Image representing Mixpanel as depicted in Cru...

There’s a management aphorism attributed to Peter Drucker that goes something like this “If you can’t measure it, you can’t manage it.”   This was on my mind, as I read Liz Gannes’ great article on AllThingsD today covering Mixpanel founder Suhail Doshi‘s call for an end to Bullsh*t Metrics.  His basic point is that technology companies have not innovated enough on how they think about measuring their businesses.  He’s calling BS.

Pageviews, installs and total installed base are out.  Engagement and retention are in.  This makes a lot of sense.

When I meet with very early stage startups, as I did last week at AppNation for VC Office Hours, I find myself repeating a few of the same points again and again.  Very early stage companies (i.e., pre-product or pre-product-market fit) tend to want a sense for how many installs or pageviews they need to attract an investor.

My answer heads a different direction.  To me, the first thing I want to see is evidence of what I think of as early product market fit.  Rather than showing me installs, show me that any small number of users that truly, with concrete evidence, really want your product.   This is actually more difficult to do than you might think.  It requires that the startup can show engagement and retention over a period of time.  And it requires that the startup is thinking about what how it measures user engagement in a manner that’s specific to that specific company.

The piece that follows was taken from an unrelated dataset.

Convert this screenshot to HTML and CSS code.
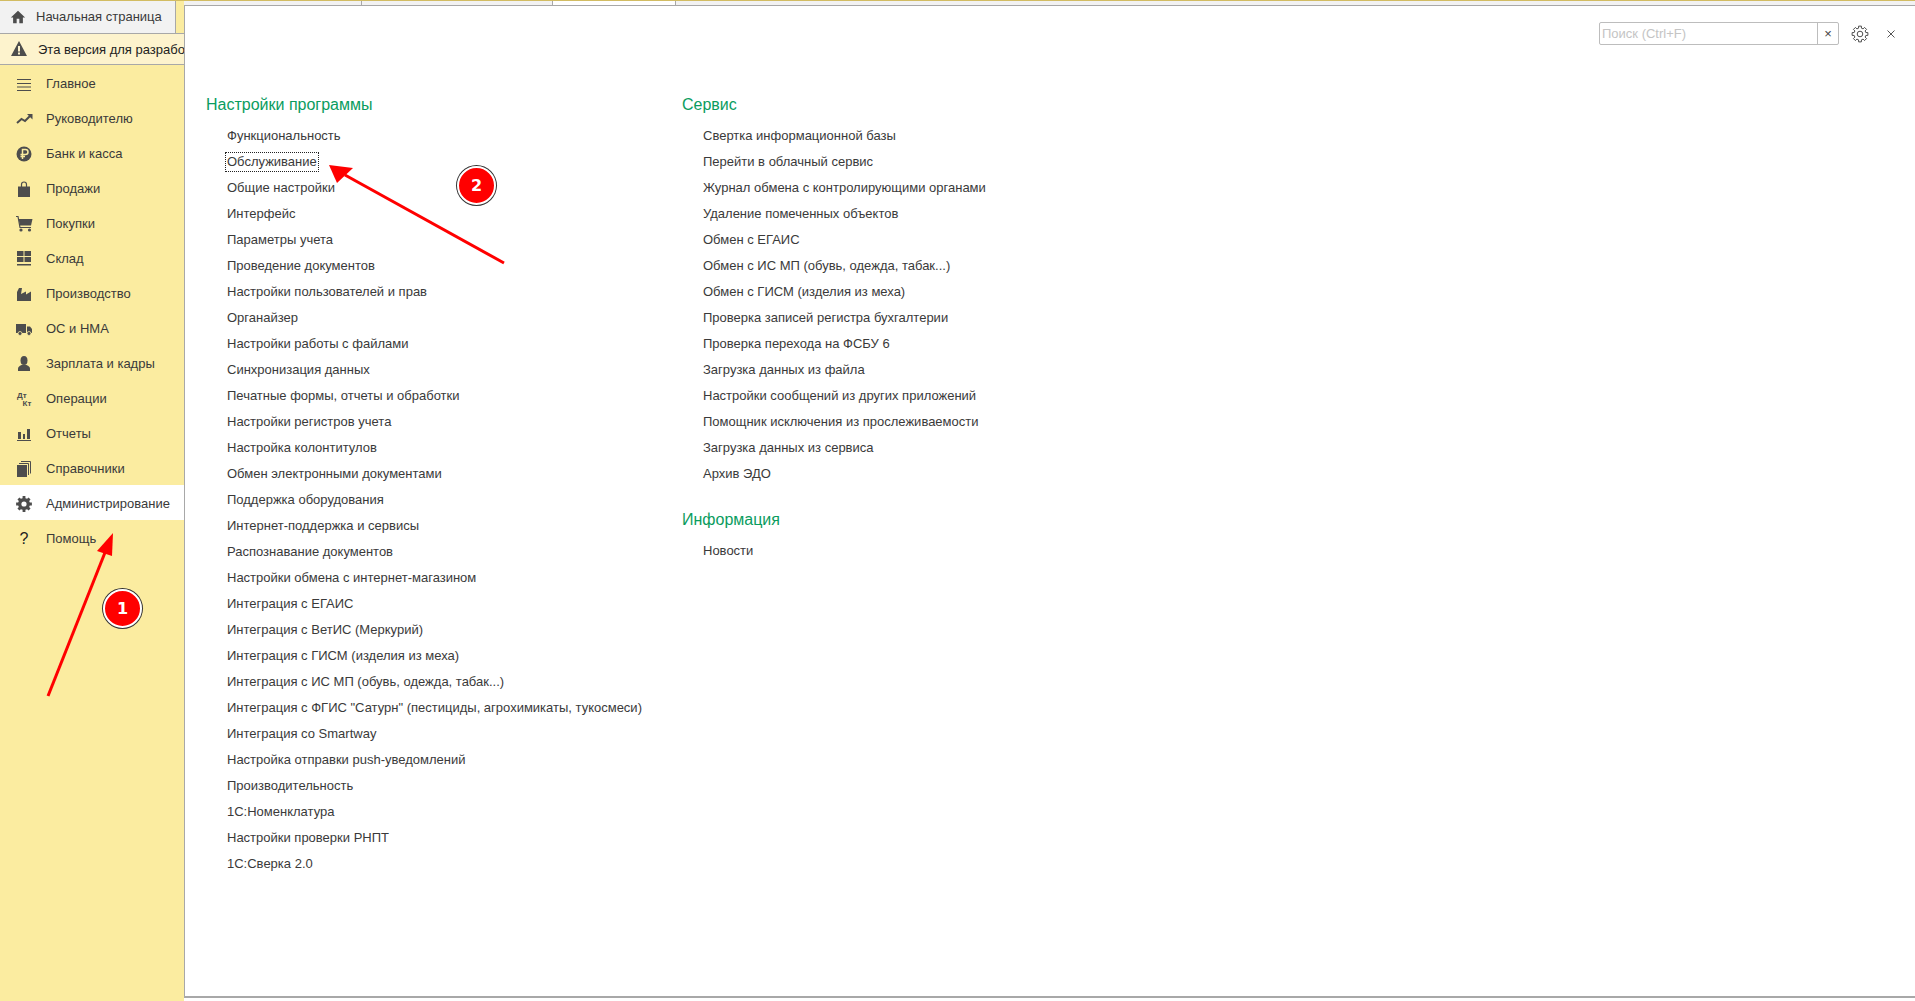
FILE: index.html
```html
<!DOCTYPE html>
<html lang="ru">
<head>
    <meta charset="UTF-8">
    <meta name="viewport" content="width=device-width, initial-scale=1.0">
    <title>Администрирование</title>
    <link rel="stylesheet" href="styles.css">
</head>
<body>
<div class="app">
    <aside class="sidebar">
        <div class="home-tab">
            <svg class="home-icon" viewBox="0 0 18 18"><path d="M9 2 L1 9.5 H3.5 V16 H7.5 V11 H10.5 V16 H14.5 V9.5 H17 Z"/></svg>
            <span>Начальная страница</span>
        </div>
        <div class="warning-bar">
            <svg class="warning-icon" viewBox="0 0 18 18"><path d="M9 1 L17 16 H1 Z"/><rect class="cut" x="8" y="6" width="2" height="5.5"/><rect class="cut" x="8" y="12.5" width="2" height="2"/></svg>
            <span>Эта версия для разработки</span>
        </div>
        <nav class="nav">
            <a class="nav-item">
                <svg class="nav-icon" viewBox="0 0 18 18"><path class="line" d="M2 4.5 H16 M2 8.5 H16 M2 12 H16 M2 15.5 H16"/></svg>
                Главное
            </a>
            <a class="nav-item">
                <svg class="nav-icon" viewBox="0 0 18 18"><path class="thick" d="M2 13 L6.5 9 L10 11 L15 6"/><path d="M12 4 H17.5 V9.5 Z"/></svg>
                Руководителю
            </a>
            <a class="nav-item">
                <svg class="nav-icon" viewBox="0 0 18 18"><circle cx="9" cy="9" r="7.5"/><path class="ruble" d="M7.5 14 V4.5 H10.5 A2.5 2.5 0 0 1 10.5 9.5 H5.5 M5.5 11.5 H10"/></svg>
                Банк и касса
            </a>
            <a class="nav-item">
                <svg class="nav-icon" viewBox="0 0 18 18"><path d="M3 6.5 H15 V17 H3 Z"/><path class="line" d="M6.5 9 V4.5 A2.5 2.5 0 0 1 11.5 4.5 V9"/></svg>
                Продажи
            </a>
            <a class="nav-item">
                <svg class="nav-icon" viewBox="0 0 18 18"><path d="M3.5 4 H17.5 L16 10.5 H5 Z"/><path class="line" d="M1 1.5 H3 L5 12.5 H16"/><circle cx="6" cy="15" r="1.6"/><circle cx="14.5" cy="15" r="1.6"/></svg>
                Покупки
            </a>
            <a class="nav-item">
                <svg class="nav-icon" viewBox="0 0 18 18"><path d="M2 1 H8.5 V6 H2 Z M9.5 1 H16 V6 H9.5 Z M2 7 H8.5 V12 H2 Z M9.5 7 H16 V12 H9.5 Z M2 14 H16 V15.5 H2 Z"/></svg>
                Склад
            </a>
            <a class="nav-item">
                <svg class="nav-icon" viewBox="0 0 18 18"><path d="M2 16 V7 L4 3 H7 L6 9 L11 6.5 V9.5 L16 6.5 V16 Z"/></svg>
                Производство
            </a>
            <a class="nav-item">
                <svg class="nav-icon" viewBox="0 0 18 18"><path d="M1 4 H11 V13 H1 Z M12 6.5 H15 L17 9 V13 H12 Z"/><circle class="wheel" cx="5" cy="13.5" r="2"/><circle class="wheel" cx="14" cy="13.5" r="2"/></svg>
                ОС и НМА
            </a>
            <a class="nav-item">
                <svg class="nav-icon" viewBox="0 0 18 18"><ellipse cx="9" cy="5.5" rx="3.5" ry="4.5"/><path d="M3 16 V13.5 Q3 11.5 6.5 10 H11.5 Q15 11.5 15 13.5 V16 Z"/></svg>
                Зарплата и кадры
            </a>
            <a class="nav-item">
                <svg class="nav-icon" viewBox="0 0 18 18"><text class="dk" x="2" y="8">Дт</text><text class="dk" x="7.5" y="16">Кт</text></svg>
                Операции
            </a>
            <a class="nav-item">
                <svg class="nav-icon" viewBox="0 0 18 18"><path d="M3 7 H6 V14 H3 Z M8 9 H10 V14 H8 Z M12 4 H15 V14 H12 Z M2 15 H16 V16 H2 Z"/></svg>
                Отчеты
            </a>
            <a class="nav-item">
                <svg class="nav-icon" viewBox="0 0 18 18"><path d="M2 5 H12 V17 H2 Z"/><path class="line-thin" d="M4 3.5 H13.5 V15 M6 1.5 H15.5 V13.5"/></svg>
                Справочники
            </a>
            <a class="nav-item nav-item-active">
                <svg class="nav-icon" viewBox="-9 -9 18 18"><polygon class="gear-fill" points="-1.45,-5.82 -1.39,-7.88 1.39,-7.88 1.45,-5.82 3.09,-5.14 4.59,-6.55 6.55,-4.59 5.14,-3.09 5.82,-1.45 7.88,-1.39 7.88,1.39 5.82,1.45 5.14,3.09 6.55,4.59 4.59,6.55 3.09,5.14 1.45,5.82 1.39,7.88 -1.39,7.88 -1.45,5.82 -3.09,5.14 -4.59,6.55 -6.55,4.59 -5.14,3.09 -5.82,1.45 -7.88,1.39 -7.88,-1.39 -5.82,-1.45 -5.14,-3.09 -6.55,-4.59 -4.59,-6.55 -3.09,-5.14"/><circle class="gear-hole" r="2.6"/></svg>
                Администрирование
            </a>
            <a class="nav-item">
                <span class="nav-icon help-icon">?</span>
                Помощь
            </a>
        </nav>
    </aside>

    <div class="workspace">
        <div class="tabs">
            <div class="tab tab-a"></div>
            <div class="tab tab-b"></div>
            <div class="tab tab-active"></div>
            <div class="tab tab-rest"></div>
        </div>
        <main class="panel">
            <div class="toolbar">
                <div class="search">
                    <input class="search-input" type="text" placeholder="Поиск (Ctrl+F)" aria-label="Поиск">
                    <button class="search-clear">&times;</button>
                </div>
                <svg class="tool-gear" viewBox="-10 -10 20 20"><polygon points="-1.45,-5.82 -1.39,-7.88 1.39,-7.88 1.45,-5.82 3.09,-5.14 4.59,-6.55 6.55,-4.59 5.14,-3.09 5.82,-1.45 7.88,-1.39 7.88,1.39 5.82,1.45 5.14,3.09 6.55,4.59 4.59,6.55 3.09,5.14 1.45,5.82 1.39,7.88 -1.39,7.88 -1.45,5.82 -3.09,5.14 -4.59,6.55 -6.55,4.59 -5.14,3.09 -5.82,1.45 -7.88,1.39 -7.88,-1.39 -5.82,-1.45 -5.14,-3.09 -6.55,-4.59 -4.59,-6.55 -3.09,-5.14"/><circle r="2.8"/></svg>
                <svg class="tool-close" viewBox="0 0 10 10"><path d="M1.5 1.5 L8.5 8.5 M8.5 1.5 L1.5 8.5"/></svg>
            </div>
            <div class="columns">
                <section class="column column-main">
                    <h2 class="group-title">Настройки программы</h2>
                    <a class="link">Функциональность</a>
                    <a class="link link-focus">Обслуживание</a>
                    <a class="link">Общие настройки</a>
                    <a class="link">Интерфейс</a>
                    <a class="link">Параметры учета</a>
                    <a class="link">Проведение документов</a>
                    <a class="link">Настройки пользователей и прав</a>
                    <a class="link">Органайзер</a>
                    <a class="link">Настройки работы с файлами</a>
                    <a class="link">Синхронизация данных</a>
                    <a class="link">Печатные формы, отчеты и обработки</a>
                    <a class="link">Настройки регистров учета</a>
                    <a class="link">Настройка колонтитулов</a>
                    <a class="link">Обмен электронными документами</a>
                    <a class="link">Поддержка оборудования</a>
                    <a class="link">Интернет-поддержка и сервисы</a>
                    <a class="link">Распознавание документов</a>
                    <a class="link">Настройки обмена с интернет-магазином</a>
                    <a class="link">Интеграция с ЕГАИС</a>
                    <a class="link">Интеграция с ВетИС (Меркурий)</a>
                    <a class="link">Интеграция с ГИСМ (изделия из меха)</a>
                    <a class="link">Интеграция с ИС МП (обувь, одежда, табак...)</a>
                    <a class="link">Интеграция с ФГИС "Сатурн" (пестициды, агрохимикаты, тукосмеси)</a>
                    <a class="link">Интеграция со Smartway</a>
                    <a class="link">Настройка отправки push-уведомлений</a>
                    <a class="link">Производительность</a>
                    <a class="link">1С:Номенклатура</a>
                    <a class="link">Настройки проверки РНПТ</a>
                    <a class="link">1С:Сверка 2.0</a>
                </section>
                <section class="column">
                    <h2 class="group-title">Сервис</h2>
                    <a class="link">Свертка информационной базы</a>
                    <a class="link">Перейти в облачный сервис</a>
                    <a class="link">Журнал обмена с контролирующими органами</a>
                    <a class="link">Удаление помеченных объектов</a>
                    <a class="link">Обмен с ЕГАИС</a>
                    <a class="link">Обмен с ИС МП (обувь, одежда, табак...)</a>
                    <a class="link">Обмен с ГИСМ (изделия из меха)</a>
                    <a class="link">Проверка записей регистра бухгалтерии</a>
                    <a class="link">Проверка перехода на ФСБУ 6</a>
                    <a class="link">Загрузка данных из файла</a>
                    <a class="link">Настройки сообщений из других приложений</a>
                    <a class="link">Помощник исключения из прослеживаемости</a>
                    <a class="link">Загрузка данных из сервиса</a>
                    <a class="link">Архив ЭДО</a>
                    <h2 class="group-title group-title-next">Информация</h2>
                    <a class="link">Новости</a>
                </section>
            </div>
        </main>
    </div>
</div>

<svg class="marks" viewBox="0 0 1915 1001">
    <path class="arrow-line" d="M48 696 L106 550"/>
    <path class="arrow-head" d="M113 533 L97 551 L112 556 Z"/>
    <path class="arrow-line" d="M504 263 L345 175"/>
    <path class="arrow-head" d="M329 165 L353 168 L337 183 Z"/>
</svg>
<div class="badge badge-one">1</div>
<div class="badge badge-two">2</div>
</body>
</html>
```

FILE: styles.css
```css
* {
    box-sizing: border-box;
}
html, body {
    height: 100%;
}
body {
    margin: 0;
    background-color: #fff;
    font-family: "Liberation Sans", Arial, sans-serif;
    font-size: 13px;
    color: #3a3a3a;
    overflow: hidden;
}
.app {
    display: flex;
    height: 100vh;
    border-top: 1px solid #d2bc62;
}

/* left column */
.sidebar {
    flex: 0 0 184px;
    width: 184px;
    display: flex;
    flex-direction: column;
    background-color: #fbeca0;
    overflow: hidden;
}
.home-tab {
    display: flex;
    align-items: center;
    height: 32px;
    width: 176px;
    padding-left: 10px;
    padding-bottom: 1px;
    background-color: #f2f2f2;
    border-right: 1px solid #a8a8a8;
    flex-shrink: 0;
}
.home-icon {
    width: 16px;
    height: 16px;
    margin-right: 10px;
    fill: #4d4d4d;
}
.warning-bar {
    display: flex;
    align-items: center;
    height: 32px;
    padding-left: 10px;
    flex-shrink: 0;
    white-space: nowrap;
    color: #222;
    background-color: #fdf3cd;
    border-top: 1px solid #a8a8a8;
    border-bottom: 1px solid #a8a8a8;
}
.warning-icon {
    width: 18px;
    height: 18px;
    margin-right: 10px;
    flex-shrink: 0;
    fill: #4d4d4d;
}
.warning-icon .cut {
    fill: #fdf3cd;
}
.nav {
    display: flex;
    flex-direction: column;
}
.nav-item {
    display: flex;
    align-items: center;
    gap: 13px;
    height: 35px;
    padding-left: 15px;
    padding-top: 2px;
}
.nav-item-active {
    background-color: #fff;
}
.nav-icon {
    width: 18px;
    height: 18px;
    flex-shrink: 0;
    fill: #4d4d4d;
}
.nav-icon .line {
    fill: none;
    stroke: #4d4d4d;
    stroke-width: 1.2;
}
.nav-icon .line-thin {
    fill: none;
    stroke: #4d4d4d;
    stroke-width: 1;
}
.nav-icon .thick {
    fill: none;
    stroke: #4d4d4d;
    stroke-width: 2;
}
.nav-icon .ruble {
    fill: none;
    stroke: #fbeca0;
    stroke-width: 1.5;
}
.nav-icon .wheel {
    stroke: #fbeca0;
    stroke-width: 0.8;
}
.nav-icon .dk {
    font-size: 8px;
    font-weight: bold;
}
.nav-icon .gear-hole {
    fill: #fff;
}
.help-icon {
    font-size: 16px;
    line-height: 18px;
    text-align: center;
    color: #222;
}

/* right side */
.workspace {
    flex: 1;
    display: flex;
    flex-direction: column;
    min-width: 0;
    height: 997px;
}
.tabs {
    display: flex;
    height: 4px;
    background-color: #f2f2f2;
}
.tab {
    height: 4px;
    border-right: 1px solid #a8a8a8;
}
.tab-a {
    width: 178px;
}
.tab-b {
    width: 191px;
}
.tab-active {
    width: 123px;
    background-color: #fff;
}
.tab-rest {
    flex: 1;
    border-right: none;
}
.panel {
    flex: 1;
    background-color: #fff;
    border-top: 1px solid #a8a8a8;
    border-left: 1px solid #a8a8a8;
    border-bottom: 2px solid #a8a8a8;
}
.toolbar {
    display: flex;
    justify-content: flex-end;
    align-items: center;
    height: 23px;
    margin-top: 16px;
    padding-right: 19px;
}
.search {
    display: flex;
    width: 240px;
    height: 23px;
    border: 1px solid #bdbdbd;
    border-radius: 2px;
}
.search-input {
    flex: 1;
    min-width: 0;
    padding: 0 2px;
    border: none;
    outline: none;
    background: none;
    font-family: inherit;
    font-size: 13px;
}
.search-input::placeholder {
    color: #c4c4c4;
    opacity: 1;
}
.search-clear {
    width: 21px;
    padding: 0;
    border: none;
    border-left: 1px solid #bdbdbd;
    background: none;
    color: #444;
    font-family: inherit;
    font-size: 13px;
}
.tool-gear {
    width: 20px;
    height: 20px;
    margin-left: 11px;
    fill: none;
    stroke: #4d4d4d;
    stroke-width: 1;
    stroke-linejoin: round;
}
.tool-close {
    width: 10px;
    height: 10px;
    margin-left: 16px;
    fill: none;
    stroke: #555;
    stroke-width: 1;
}
.columns {
    display: flex;
    padding: 47px 0 0 21px;
}
.column {
    display: flex;
    flex-direction: column;
    align-items: flex-start;
}
.column-main {
    width: 476px;
}
.group-title {
    margin: 0 0 5px;
    font-size: 16px;
    font-weight: normal;
    line-height: 26px;
    color: #0a9c5e;
}
.group-title-next {
    margin-top: 20px;
}
.link {
    margin-left: 21px;
    line-height: 26px;
    white-space: nowrap;
}
.link-focus {
    position: relative;
}
.link-focus::after {
    content: "";
    position: absolute;
    left: -2px;
    right: -2px;
    top: 3px;
    bottom: 3px;
    border: 1px dotted #222;
}

/* annotations drawn over the screen */
.marks {
    position: absolute;
    left: 0;
    top: 0;
    width: 1915px;
    height: 1001px;
    pointer-events: none;
}
.arrow-line {
    fill: none;
    stroke: #f00;
    stroke-width: 3;
}
.arrow-head {
    fill: #f00;
}
.badge {
    position: absolute;
    width: 39px;
    height: 39px;
    border-radius: 50%;
    background-color: #f00;
    border: 2px solid #fff;
    box-shadow: 0 0 0 1px #333;
    color: #fff;
    font-family: "DejaVu Sans", sans-serif;
    font-size: 16px;
    font-weight: bold;
    line-height: 35px;
    text-align: center;
}
.badge-one {
    left: 103px;
    top: 589px;
}
.badge-two {
    left: 457px;
    top: 166px;
}
```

This perspective seems aligned with Doshi’s feedback.  One thing that I liked a great deal in his post was his recommendation that startups focus on One Key Metric (OKM).  The idea is that tracking 1 actionable metric that “they can literally bet their business on.” Companies picking OKM have to deeply understand their business and what is driving growth and success in order to do so.  This reminds me of discussions that I’ve read of Facebook and Twitter‘s early growth, where FB started to realize that if a user added 7+ friends, that the likelihood that that user would become a retained user went up dramatically.  Similarly Twitter found some number (I don’t recall what the number was) of followers where, when attained, a user would be much more likely to be retained.

This mode of thinking and focus on OKL is smart–it focuses the leaders of a company on understanding, deeply, what users are doing on their service and what drives value to the user.  Hard to argue with this.

BRV portfolio company, Thumb, where I serve on the board, has been drilling in on it’s on OKM.  (I can’t disclose what the metric is.)  It’s been exciting to watch how the focus is leading to increasing retention and engagement, which as publicly reported is already quite high.

In any case, if you’re a startup in the tech space, I recommend reading Doshi’s post and contemplating what your OKM is.